Uma boa parcela do fracasso da inovação reside no desalinhamento da alta gestão sobre que tipo de inovações priorizar.

Para tanto, você pode utilizar o framework de três tipos de inovação – disruptiva, sustentada e de eficiência.

Desenvolvimento de produtos inovadores

Se o seu desafio é desenvolver produtos e serviços inovadores, recomendo a teoria do job to be done.

O processo de desenvolvimento de novos produtos tem sido altamente randômico e ineficiente.

A teoria do job to be done é útil para entender o comportamento de seu potencial consumidor, o racional de suas decisões de compra e as dores e benefícios esperados.

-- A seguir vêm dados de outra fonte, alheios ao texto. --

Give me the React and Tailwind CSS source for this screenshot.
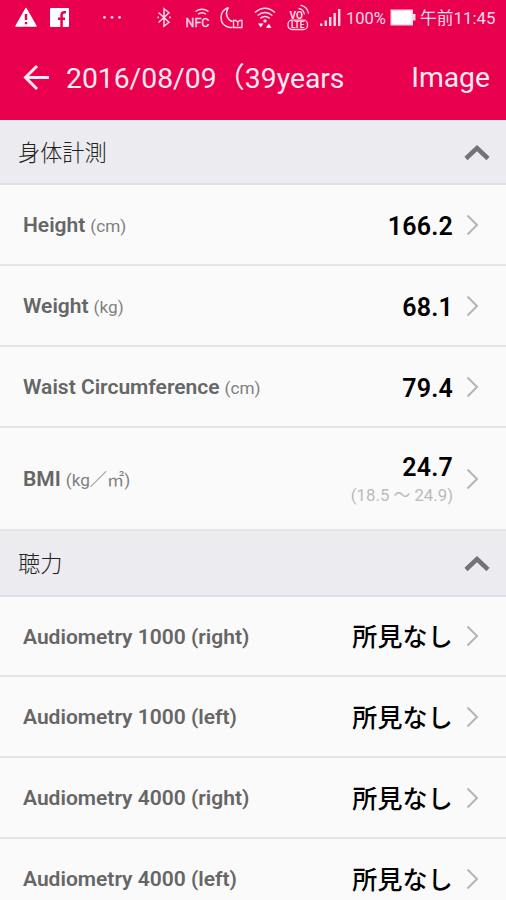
import React, { useState } from "react";

const sections = [
  {
    title: "身体計測",
    height: "h-[65px]",
    rows: [
      { label: "Height", unit: "(cm)", value: "166.2", height: "h-[81px]" },
      { label: "Weight", unit: "(kg)", value: "68.1", height: "h-[81px]" },
      { label: "Waist Circumference", unit: "(cm)", value: "79.4", height: "h-[81px]" },
      { label: "BMI", unit: "(kg／㎡)", value: "24.7", range: "(18.5 ～ 24.9)", height: "h-[103px]" },
    ],
  },
  {
    title: "聴力",
    height: "h-[66px]",
    rows: [
      { label: "Audiometry 1000 (right)", value: "所見なし", height: "h-[80px]" },
      { label: "Audiometry 1000 (left)", value: "所見なし", height: "h-[81px]" },
      { label: "Audiometry 4000 (right)", value: "所見なし", height: "h-[81px]" },
      { label: "Audiometry 4000 (left)", value: "所見なし", height: "h-[81px]" },
    ],
  },
];

const StatusBar = () => (
  <div className="flex h-9 items-center text-[#ffd9e6] whitespace-nowrap">
    {/* Warning */}
    <svg className="ml-[14px] shrink-0" width="24" height="36" viewBox="0 0 24 36">
      <path d="M12 8.5 22 26H2Z" fill="#fff" stroke="#fff" strokeWidth="1.5" strokeLinejoin="round" />
      <path d="M12 14v6M12 22v2.2" stroke="#e6004f" strokeWidth="2.4" />
    </svg>
    {/* Facebook */}
    <svg className="ml-[12px] shrink-0" width="19" height="36" viewBox="0 0 19 36">
      <rect x="0" y="8" width="19" height="19" rx="1" fill="#fff" />
      <path d="M11.6 27v-9M8 18.7h7M16 12.2h-1.6q-2.8 0-2.8 2.8v4" fill="none" stroke="#e6004f" strokeWidth="2.5" />
    </svg>
    {/* More */}
    <svg className="ml-[33px] shrink-0" width="20" height="36" viewBox="0 0 20 36" fill="currentColor">
      <circle cx="2.5" cy="17.3" r="1.4" />
      <circle cx="10" cy="17.3" r="1.4" />
      <circle cx="17.5" cy="17.3" r="1.4" />
    </svg>
    {/* Bluetooth */}
    <svg className="ml-[35px] shrink-0" width="16" height="36" viewBox="0 0 16 36" fill="none" stroke="currentColor" strokeWidth="1.5">
      <path d="M1.5 12.5 12 22.3l-5 4V8.7l5 4-10.5 9.8" />
      <path d="M.5 17.4h1.5M12 17.4h1.8" strokeWidth="1.8" />
    </svg>
    {/* NFC */}
    <svg className="ml-[12px] shrink-0 overflow-visible" width="26" height="36" viewBox="0 0 26 36" fill="none" stroke="currentColor" strokeWidth="1.5">
      <path d="M10.5 11.5q6.5-4.5 13 0M13 14.2q4-2.8 8 0" />
      <text x="0.5" y="26.5" fontFamily="Roboto, sans-serif" fontSize="12.5" fill="currentColor" strokeWidth="0.3">NFC</text>
    </svg>
    {/* Night mode */}
    <svg className="ml-[8px] shrink-0" width="24" height="36" viewBox="0 0 24 36" fill="none" stroke="currentColor" strokeWidth="1.5">
      <path d="M9.5 7.5C-.5 11-.5 25 10 27.3q2 .5 3.5 0M9.5 7.5C5.5 13 8 20 13.5 21.5" />
      <path d="M14.5 20.5h2.5l1.9 1.5 1.9-1.5h2.2V27.5h-8.5ZM18.8 22v4" strokeWidth="1.3" />
    </svg>
    {/* Wifi */}
    <svg className="ml-[11px] shrink-0" width="22" height="36" viewBox="0 0 22 36" fill="none" stroke="currentColor" strokeWidth="1.5">
      <path d="M1 12.5q10-8.5 20 0M3.6 15.5q7.4-6 14.8 0M6.3 18.3q4.7-3.5 9.4 0" />
      <circle cx="11" cy="21" r="1.7" fill="currentColor" stroke="none" />
      <path d="M4 23.5h5.500l-2.700 4ZM12 27.8h5.500L14.8 23.8Z" fill="#fff" stroke="none" />
    </svg>
    {/* VoLTE */}
    <svg className="ml-[11px] shrink-0" width="24" height="36" viewBox="0 0 24 36" fill="none" stroke="currentColor" strokeWidth="1.3">
      <text x="2.5" y="18.5" fontFamily="Roboto, sans-serif" fontSize="10.5" fontWeight="700" textLength="13.5" lengthAdjust="spacingAndGlyphs" fill="currentColor" stroke="none">VO</text>
      <path d="M11.5 8.5q5 .5 6 6M13.5 5.2q7 1.5 8 8.5" />
      <rect x="1" y="20.2" width="19.5" height="9.3" rx="4" />
      <text x="4" y="28" fontFamily="Roboto, sans-serif" fontSize="8.5" fontWeight="700" textLength="13.5" lengthAdjust="spacingAndGlyphs" fill="currentColor" stroke="none">LTE</text>
    </svg>
    {/* Signal */}
    <svg className="ml-[9px] shrink-0" width="21" height="36" viewBox="0 0 21 36" fill="currentColor">
      <path d="M0 23.5h2.4V26H0ZM4.6 20.5H7V26H4.6ZM9 17h2.4v9H9ZM13.5 13h2.4v13h-2.4ZM18 9h2.4v17H18Z" />
    </svg>
    <span className="ml-[5px] w-[40px] pt-px text-[16.5px] leading-9">100%</span>
    {/* Battery */}
    <svg className="ml-[4px] shrink-0" width="26" height="36" viewBox="0 0 26 36">
      <path d="M.5 9.5H23V14h2.5v6.5H23V25.5H.5Z" fill="#ffd9e6" />
      <path d="M2 11h19.5v13H2Z" fill="#fff" />
    </svg>
    <span className="ml-[4px] text-[16.8px] leading-9">午前11:45</span>
  </div>
);

const Row = ({ label, unit, value, range, height }) => (
  <div className={`flex items-center border-b-2 border-[#e5e5e6] bg-[#fafafa] pl-[23px] pr-[26px] ${height}`}>
    <div className="flex-1 whitespace-nowrap pt-[3px] text-[#666]">
      <span className="text-[21px] font-semibold">{label}</span>
      {unit && <span className="ml-[5px] text-[17.2px] text-[#808080]">{unit}</span>}
    </div>
    <div className="text-right text-black">
      <div className="pt-[4px] text-[25px] font-semibold leading-[30px] tracking-[0.2px]">
        {/* Kanji get too heavy at semibold */}
        <span className={value === "所見なし" ? "font-medium" : ""}>{value}</span>
      </div>
      {range && <div className="text-[16.8px] leading-[25px] text-[#bbb]">{range}</div>}
    </div>
    <svg className="ml-[13px]" width="14" height="22" viewBox="0 0 14 22" fill="none" stroke="#b4b4b4" strokeWidth="2">
      <path d="M1.5 1.5 11 11 1.5 20.5" />
    </svg>
  </div>
);

const Section = ({ title, height, rows }) => {
  const [open, setOpen] = useState(true);

  return (
    <div>
      <button
        type="button"
        onClick={() => setOpen(!open)}
        className={`flex w-full items-center justify-between border-b-2 border-[#e0e0e4] bg-[#ebebf0] pl-[18px] pr-[16px] ${height}`}
      >
        <span className="pt-[4px] text-[22.2px] font-light text-[#222]">{title}</span>
        <svg className={open ? "" : "rotate-180"} width="26" height="18" viewBox="0 0 26 18" fill="none" stroke="#737377" strokeWidth="4.5">
          <path d="M2 15.5 13 5l11 10.5" />
        </svg>
      </button>
      {open && rows.map((row) => <Row key={row.label} {...row} />)}
    </div>
  );
};

const App = () => {
  return (
    <div className="h-[900px] w-[506px] overflow-hidden bg-[#fafafa] font-[Roboto,'Noto_Sans_CJK_JP',sans-serif]">
      <div className="h-[120px] bg-[#e8004f]">
        <StatusBar />
        <div className="flex h-[84px] items-center whitespace-nowrap pl-[23px] pr-[16px] text-[28.3px] text-[#ffeaf1]">
          <svg width="28" height="28" viewBox="0 0 28 28" fill="none" stroke="currentColor" strokeWidth="3">
            <path d="M26 13.5H3M14 2 2.5 13.5 14 25" />
          </svg>
          <h1 className="ml-[15px] flex-1 pt-[2px]">2016/08/09（39years</h1>
          <button type="button">Image</button>
        </div>
      </div>

      {sections.map((section) => (
        <Section key={section.title} {...section} />
      ))}
    </div>
  );
};

export default App;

O job to be done é, segundo Christensen, a situação problema para o qual os clientes selecionam determinados produtos ao invés de outros e constitui a correta unidade de análise ao invés do perfil dos consumidores, normalmente priorizados pelo marketing.

Design organizacional para inovação

Se você quer saber qual o melhor design organizacional para um projeto inovador dentro de uma grande empresa, sugiro o framework publicado no livro Innovator’s Solution, que determina em quais situações a empresa deve optar por separar a iniciativa inovadora da empresa mãe e quando deve ser um time multidisciplinar dentro da empresa estabelecida.

Nem sempre separar é a melhor opção.

Avaliar teorias e ferramentas de gestão

Se a sua necessidade como executivo é selecionar o melhor conhecimento disponível para apoiá-lo em determinado desafio do negócio, recomendo firmemente o artigo Why hard nosed executives should care about management theory”. 

Christensen detalha como são elaboradas as melhores teorias de gestão. É um conteúdo extremamente útil para separar o joio do trigo.

Teórico é o pesquisador que codifica, a partir da observação, um conjunto de proposições sobre como lidar com determinada situação. Não há nada mais prático do que uma boa teoria, feita com paixão e disciplina como Christensen fez.

Conhecer sua teoria pode ser muito interessante. Saber quais devem ser aplicadas em quais circunstâncias pode ser decisivo.

Essa é uma das mais poderosas e práticas ideias deixada pelo pai da inovação corporativa.